• [WHAT THE EXERCISE ASKS]
Scan the lines below for the string "screenshot" and copy every one that has it.

• [RECORDS]
^^^^^^^^

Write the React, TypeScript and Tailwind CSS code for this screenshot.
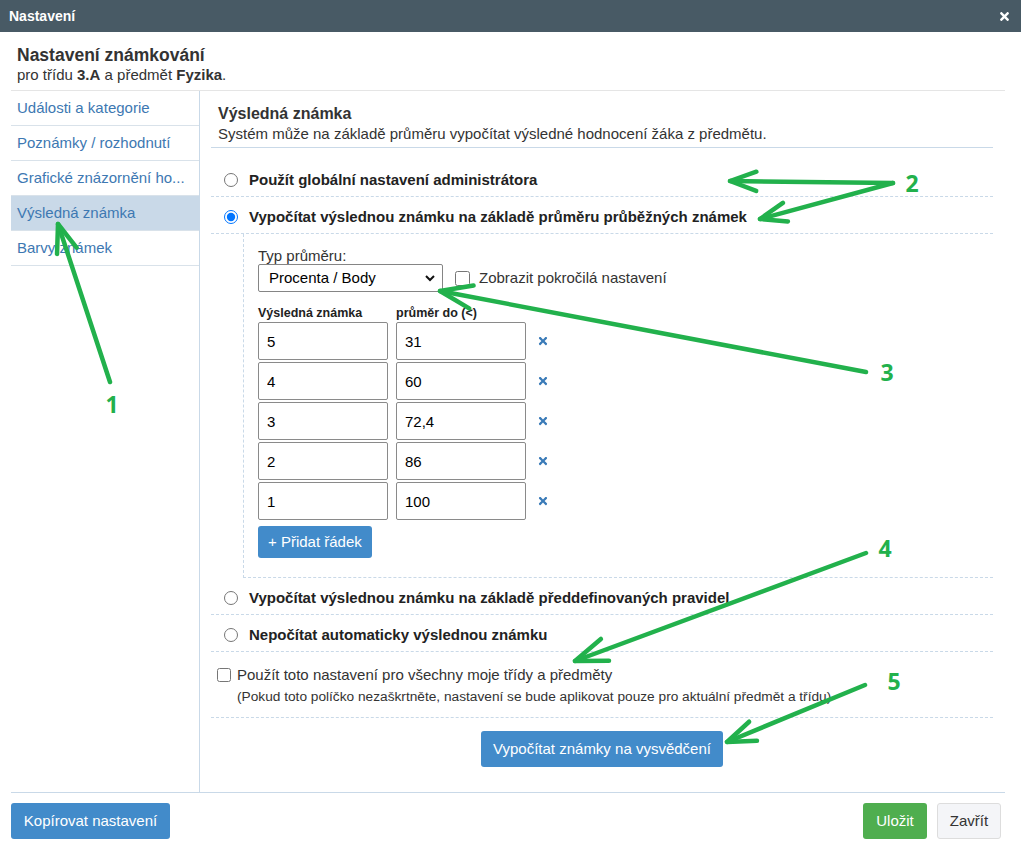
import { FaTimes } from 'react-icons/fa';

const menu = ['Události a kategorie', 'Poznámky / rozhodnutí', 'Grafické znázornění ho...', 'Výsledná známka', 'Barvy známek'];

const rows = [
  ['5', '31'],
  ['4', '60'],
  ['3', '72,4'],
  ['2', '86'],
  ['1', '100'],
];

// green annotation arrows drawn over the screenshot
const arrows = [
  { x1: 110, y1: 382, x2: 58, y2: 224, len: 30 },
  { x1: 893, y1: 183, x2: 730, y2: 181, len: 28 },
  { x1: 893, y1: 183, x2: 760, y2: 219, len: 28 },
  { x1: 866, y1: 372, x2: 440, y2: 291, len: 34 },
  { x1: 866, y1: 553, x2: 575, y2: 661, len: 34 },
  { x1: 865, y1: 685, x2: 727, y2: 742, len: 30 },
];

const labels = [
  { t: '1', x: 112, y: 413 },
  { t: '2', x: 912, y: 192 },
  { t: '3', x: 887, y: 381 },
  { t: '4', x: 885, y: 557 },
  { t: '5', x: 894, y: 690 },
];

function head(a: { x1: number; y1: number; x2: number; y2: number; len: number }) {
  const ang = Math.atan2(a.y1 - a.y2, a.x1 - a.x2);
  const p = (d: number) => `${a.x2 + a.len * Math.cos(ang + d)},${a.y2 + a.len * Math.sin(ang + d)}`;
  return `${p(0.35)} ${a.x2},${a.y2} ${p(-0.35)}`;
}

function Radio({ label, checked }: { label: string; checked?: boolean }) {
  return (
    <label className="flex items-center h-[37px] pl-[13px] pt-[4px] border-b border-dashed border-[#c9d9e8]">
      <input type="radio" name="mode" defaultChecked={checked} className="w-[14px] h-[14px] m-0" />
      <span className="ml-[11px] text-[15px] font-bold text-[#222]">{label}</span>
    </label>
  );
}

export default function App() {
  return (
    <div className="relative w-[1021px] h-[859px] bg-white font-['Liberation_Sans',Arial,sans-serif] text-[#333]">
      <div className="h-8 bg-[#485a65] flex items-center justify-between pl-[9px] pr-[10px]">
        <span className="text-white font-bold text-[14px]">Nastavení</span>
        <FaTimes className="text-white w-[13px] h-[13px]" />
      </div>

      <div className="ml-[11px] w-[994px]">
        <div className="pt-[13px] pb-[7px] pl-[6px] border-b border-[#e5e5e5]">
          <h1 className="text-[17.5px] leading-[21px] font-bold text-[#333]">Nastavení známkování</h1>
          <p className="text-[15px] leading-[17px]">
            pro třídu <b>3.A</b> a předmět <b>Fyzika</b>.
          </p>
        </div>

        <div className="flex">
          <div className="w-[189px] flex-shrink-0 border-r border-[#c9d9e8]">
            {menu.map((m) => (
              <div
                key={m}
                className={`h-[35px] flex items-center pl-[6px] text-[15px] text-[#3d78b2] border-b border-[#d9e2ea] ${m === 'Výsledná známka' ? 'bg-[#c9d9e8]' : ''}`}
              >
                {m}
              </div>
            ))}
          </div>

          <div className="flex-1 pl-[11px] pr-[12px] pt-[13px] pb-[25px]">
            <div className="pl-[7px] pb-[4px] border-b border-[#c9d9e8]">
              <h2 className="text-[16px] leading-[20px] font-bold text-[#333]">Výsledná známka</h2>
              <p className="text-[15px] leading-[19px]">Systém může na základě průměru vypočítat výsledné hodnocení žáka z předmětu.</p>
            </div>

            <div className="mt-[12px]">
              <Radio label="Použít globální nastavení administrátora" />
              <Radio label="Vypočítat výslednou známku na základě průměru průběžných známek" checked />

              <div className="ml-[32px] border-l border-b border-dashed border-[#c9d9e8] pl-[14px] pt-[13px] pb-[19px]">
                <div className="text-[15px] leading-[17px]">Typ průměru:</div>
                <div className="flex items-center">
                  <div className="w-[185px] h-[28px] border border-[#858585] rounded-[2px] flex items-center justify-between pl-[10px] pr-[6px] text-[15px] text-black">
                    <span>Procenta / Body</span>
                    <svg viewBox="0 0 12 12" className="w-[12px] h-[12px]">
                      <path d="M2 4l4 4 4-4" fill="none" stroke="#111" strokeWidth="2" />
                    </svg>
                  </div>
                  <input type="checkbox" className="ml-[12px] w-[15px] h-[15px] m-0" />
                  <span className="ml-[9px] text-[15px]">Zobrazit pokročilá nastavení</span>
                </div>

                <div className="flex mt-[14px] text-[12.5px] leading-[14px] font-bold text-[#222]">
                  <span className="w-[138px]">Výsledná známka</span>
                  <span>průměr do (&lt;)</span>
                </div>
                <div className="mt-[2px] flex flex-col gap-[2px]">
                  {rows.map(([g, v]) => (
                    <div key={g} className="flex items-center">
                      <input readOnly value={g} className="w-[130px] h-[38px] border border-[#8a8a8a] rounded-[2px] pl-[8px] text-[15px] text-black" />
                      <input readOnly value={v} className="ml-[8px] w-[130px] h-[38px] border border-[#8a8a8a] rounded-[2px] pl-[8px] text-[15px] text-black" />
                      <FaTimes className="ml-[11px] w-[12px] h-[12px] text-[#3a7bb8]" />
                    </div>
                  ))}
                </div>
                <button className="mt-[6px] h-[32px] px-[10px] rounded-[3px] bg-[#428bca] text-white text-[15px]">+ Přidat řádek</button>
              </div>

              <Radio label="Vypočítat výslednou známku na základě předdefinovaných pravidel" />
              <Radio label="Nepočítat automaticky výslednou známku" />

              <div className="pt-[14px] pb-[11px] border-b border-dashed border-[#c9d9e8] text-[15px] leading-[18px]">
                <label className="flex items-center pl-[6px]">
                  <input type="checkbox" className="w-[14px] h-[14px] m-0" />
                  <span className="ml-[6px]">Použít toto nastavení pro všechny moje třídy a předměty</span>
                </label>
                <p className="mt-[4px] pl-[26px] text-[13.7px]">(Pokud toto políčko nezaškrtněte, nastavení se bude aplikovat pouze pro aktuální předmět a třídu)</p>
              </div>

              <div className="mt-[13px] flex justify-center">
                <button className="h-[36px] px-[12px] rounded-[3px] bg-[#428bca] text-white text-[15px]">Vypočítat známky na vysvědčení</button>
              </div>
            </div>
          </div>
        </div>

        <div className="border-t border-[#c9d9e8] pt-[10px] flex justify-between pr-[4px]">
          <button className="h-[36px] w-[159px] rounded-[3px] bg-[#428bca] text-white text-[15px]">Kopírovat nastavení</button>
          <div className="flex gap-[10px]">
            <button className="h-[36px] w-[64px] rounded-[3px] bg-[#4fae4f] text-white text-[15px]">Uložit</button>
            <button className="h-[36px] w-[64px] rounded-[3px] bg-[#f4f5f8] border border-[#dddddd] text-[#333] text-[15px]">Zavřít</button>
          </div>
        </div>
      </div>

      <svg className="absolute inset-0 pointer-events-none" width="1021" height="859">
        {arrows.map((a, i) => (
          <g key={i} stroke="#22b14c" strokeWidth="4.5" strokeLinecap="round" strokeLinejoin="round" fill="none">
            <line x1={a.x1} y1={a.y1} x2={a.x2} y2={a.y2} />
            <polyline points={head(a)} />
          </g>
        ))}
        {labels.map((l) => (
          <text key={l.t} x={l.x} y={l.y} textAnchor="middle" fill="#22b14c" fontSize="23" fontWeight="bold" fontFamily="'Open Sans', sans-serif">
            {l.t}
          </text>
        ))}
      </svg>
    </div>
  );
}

^^^^^^^^

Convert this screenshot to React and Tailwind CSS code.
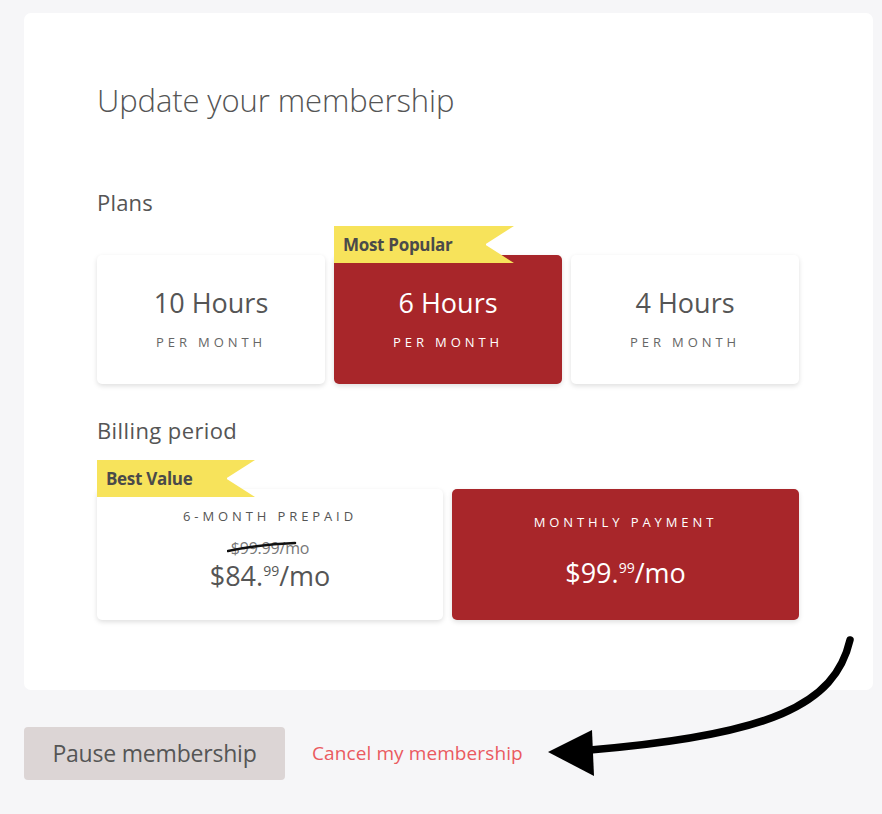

^^^^^^^^

• [TASK RESULT]
Write the React, TypeScript and Tailwind CSS code for this screenshot.
// green annotation arrows drawn over the screenshot
Convert this screenshot to React and Tailwind CSS code.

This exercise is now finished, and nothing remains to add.